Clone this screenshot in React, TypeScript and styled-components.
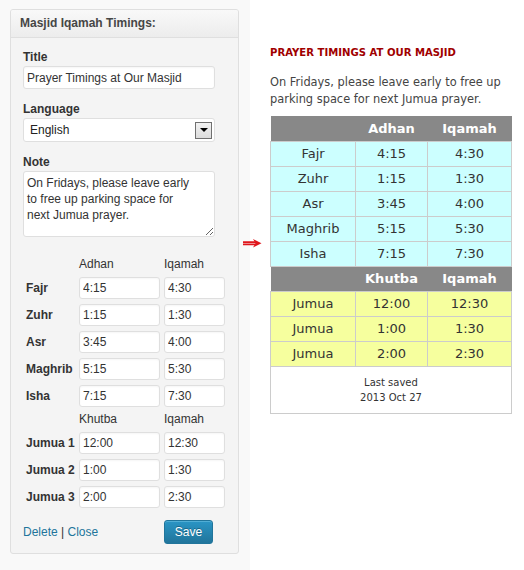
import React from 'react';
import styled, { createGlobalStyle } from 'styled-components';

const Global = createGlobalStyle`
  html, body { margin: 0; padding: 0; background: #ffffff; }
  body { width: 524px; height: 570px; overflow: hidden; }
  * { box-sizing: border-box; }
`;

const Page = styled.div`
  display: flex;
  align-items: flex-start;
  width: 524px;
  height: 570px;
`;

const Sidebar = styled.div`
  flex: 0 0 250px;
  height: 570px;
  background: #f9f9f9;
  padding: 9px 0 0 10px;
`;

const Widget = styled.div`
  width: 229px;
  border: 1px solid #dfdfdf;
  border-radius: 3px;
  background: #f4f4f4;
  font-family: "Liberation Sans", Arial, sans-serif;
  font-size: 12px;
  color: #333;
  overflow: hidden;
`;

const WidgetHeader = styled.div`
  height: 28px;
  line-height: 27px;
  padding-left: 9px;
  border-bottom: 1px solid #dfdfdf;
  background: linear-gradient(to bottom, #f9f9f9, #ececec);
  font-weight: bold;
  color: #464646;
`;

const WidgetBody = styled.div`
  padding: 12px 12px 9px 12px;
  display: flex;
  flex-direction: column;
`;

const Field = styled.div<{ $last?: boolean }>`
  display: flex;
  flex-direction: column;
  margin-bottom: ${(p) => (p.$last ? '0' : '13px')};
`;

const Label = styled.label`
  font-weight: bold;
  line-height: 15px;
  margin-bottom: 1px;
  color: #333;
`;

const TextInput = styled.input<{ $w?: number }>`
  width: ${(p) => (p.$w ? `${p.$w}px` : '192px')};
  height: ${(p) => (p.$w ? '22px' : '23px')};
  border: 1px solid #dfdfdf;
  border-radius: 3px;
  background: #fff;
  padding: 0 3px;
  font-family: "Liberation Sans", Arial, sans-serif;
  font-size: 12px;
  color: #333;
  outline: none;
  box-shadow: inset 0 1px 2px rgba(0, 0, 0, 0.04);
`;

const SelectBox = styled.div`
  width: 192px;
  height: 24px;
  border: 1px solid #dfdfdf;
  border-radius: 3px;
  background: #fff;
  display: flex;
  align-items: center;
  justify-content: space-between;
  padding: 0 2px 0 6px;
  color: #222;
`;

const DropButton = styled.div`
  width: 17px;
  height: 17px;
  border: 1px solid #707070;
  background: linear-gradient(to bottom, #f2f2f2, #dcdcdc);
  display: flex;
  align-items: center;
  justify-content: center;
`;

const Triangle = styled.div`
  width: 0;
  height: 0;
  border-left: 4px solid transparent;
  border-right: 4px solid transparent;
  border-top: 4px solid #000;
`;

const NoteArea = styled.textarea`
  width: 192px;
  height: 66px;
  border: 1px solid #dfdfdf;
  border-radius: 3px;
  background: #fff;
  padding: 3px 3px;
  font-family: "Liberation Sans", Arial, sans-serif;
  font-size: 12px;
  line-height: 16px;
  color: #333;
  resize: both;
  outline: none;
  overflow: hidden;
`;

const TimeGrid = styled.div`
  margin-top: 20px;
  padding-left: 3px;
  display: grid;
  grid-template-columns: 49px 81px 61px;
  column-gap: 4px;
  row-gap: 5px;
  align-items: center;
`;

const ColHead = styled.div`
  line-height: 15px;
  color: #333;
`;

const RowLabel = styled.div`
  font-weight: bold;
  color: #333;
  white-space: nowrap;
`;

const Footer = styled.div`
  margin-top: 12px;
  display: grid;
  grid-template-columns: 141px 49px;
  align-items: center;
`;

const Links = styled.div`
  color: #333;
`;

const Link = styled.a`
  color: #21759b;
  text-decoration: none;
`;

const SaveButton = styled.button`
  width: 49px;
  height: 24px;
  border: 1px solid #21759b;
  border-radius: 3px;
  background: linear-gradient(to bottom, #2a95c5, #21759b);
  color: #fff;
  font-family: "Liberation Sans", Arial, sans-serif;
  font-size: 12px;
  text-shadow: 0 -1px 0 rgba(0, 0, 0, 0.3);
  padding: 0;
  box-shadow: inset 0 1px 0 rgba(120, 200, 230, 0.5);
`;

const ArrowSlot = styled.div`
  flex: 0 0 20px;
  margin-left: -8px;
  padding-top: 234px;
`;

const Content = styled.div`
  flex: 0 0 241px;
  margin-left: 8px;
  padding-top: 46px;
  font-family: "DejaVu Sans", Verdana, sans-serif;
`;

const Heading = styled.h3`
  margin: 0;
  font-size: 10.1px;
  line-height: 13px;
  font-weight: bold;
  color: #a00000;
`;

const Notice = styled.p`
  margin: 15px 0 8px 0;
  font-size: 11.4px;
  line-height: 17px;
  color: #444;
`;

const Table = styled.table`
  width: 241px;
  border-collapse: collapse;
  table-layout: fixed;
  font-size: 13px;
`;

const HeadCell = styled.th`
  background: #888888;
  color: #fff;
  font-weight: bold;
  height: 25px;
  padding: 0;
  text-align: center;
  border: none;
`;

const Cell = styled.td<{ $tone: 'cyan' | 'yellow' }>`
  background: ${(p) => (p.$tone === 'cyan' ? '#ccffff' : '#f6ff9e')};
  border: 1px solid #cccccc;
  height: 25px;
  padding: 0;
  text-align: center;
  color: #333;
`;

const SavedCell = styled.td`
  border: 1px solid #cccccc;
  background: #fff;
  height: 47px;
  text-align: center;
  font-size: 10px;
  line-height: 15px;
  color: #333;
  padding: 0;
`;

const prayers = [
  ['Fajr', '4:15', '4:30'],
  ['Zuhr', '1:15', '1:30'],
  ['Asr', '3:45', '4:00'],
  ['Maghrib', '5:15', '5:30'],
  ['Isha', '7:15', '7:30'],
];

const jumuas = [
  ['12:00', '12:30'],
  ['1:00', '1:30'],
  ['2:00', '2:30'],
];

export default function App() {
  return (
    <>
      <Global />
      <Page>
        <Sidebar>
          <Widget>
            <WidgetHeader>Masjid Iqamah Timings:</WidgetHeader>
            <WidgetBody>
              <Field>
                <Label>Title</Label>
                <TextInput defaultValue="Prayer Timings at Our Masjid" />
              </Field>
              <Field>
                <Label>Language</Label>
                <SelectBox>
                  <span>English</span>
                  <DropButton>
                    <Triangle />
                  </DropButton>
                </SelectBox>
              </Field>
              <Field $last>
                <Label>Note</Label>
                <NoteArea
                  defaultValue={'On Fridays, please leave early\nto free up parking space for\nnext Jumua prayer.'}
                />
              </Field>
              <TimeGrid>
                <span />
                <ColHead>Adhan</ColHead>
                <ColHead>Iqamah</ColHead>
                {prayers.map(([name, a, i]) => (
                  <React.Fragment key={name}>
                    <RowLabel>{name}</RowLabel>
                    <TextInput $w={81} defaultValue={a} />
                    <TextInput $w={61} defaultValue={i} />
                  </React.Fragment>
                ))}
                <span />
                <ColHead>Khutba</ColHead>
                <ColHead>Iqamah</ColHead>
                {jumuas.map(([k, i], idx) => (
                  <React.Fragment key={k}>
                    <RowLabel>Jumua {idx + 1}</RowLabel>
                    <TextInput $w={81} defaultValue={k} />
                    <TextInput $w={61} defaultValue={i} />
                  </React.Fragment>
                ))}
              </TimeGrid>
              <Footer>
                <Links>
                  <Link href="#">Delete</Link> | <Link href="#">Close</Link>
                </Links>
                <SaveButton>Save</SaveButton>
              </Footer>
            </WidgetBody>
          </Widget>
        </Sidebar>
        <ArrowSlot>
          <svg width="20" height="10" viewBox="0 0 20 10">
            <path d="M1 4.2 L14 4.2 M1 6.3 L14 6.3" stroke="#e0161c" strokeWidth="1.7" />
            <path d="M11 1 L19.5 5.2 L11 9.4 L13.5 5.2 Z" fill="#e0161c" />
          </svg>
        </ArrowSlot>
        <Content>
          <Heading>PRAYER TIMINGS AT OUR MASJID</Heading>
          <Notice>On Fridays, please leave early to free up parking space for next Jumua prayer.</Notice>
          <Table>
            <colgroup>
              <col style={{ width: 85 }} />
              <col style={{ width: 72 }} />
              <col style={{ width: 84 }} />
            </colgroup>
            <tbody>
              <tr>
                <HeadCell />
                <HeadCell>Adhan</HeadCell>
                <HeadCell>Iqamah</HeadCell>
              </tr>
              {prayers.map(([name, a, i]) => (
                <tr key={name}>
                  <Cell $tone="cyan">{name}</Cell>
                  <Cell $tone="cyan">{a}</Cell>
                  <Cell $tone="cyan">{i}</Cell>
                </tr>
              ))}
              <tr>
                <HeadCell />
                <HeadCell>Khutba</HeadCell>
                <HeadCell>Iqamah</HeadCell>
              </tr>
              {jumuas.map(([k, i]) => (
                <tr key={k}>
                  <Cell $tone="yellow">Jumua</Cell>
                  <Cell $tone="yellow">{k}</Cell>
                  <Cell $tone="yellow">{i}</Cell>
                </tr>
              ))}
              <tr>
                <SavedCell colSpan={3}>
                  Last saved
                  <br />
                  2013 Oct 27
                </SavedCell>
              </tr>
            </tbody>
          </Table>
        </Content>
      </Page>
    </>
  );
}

## Stated task
Look above for lines with the word "React" and copy them all.

## Task output
Clone this screenshot in React, TypeScript and styled-components.
import React from 'react';
                  <React.Fragment key={name}>
                  </React.Fragment>
                  <React.Fragment key={k}>
                  </React.Fragment>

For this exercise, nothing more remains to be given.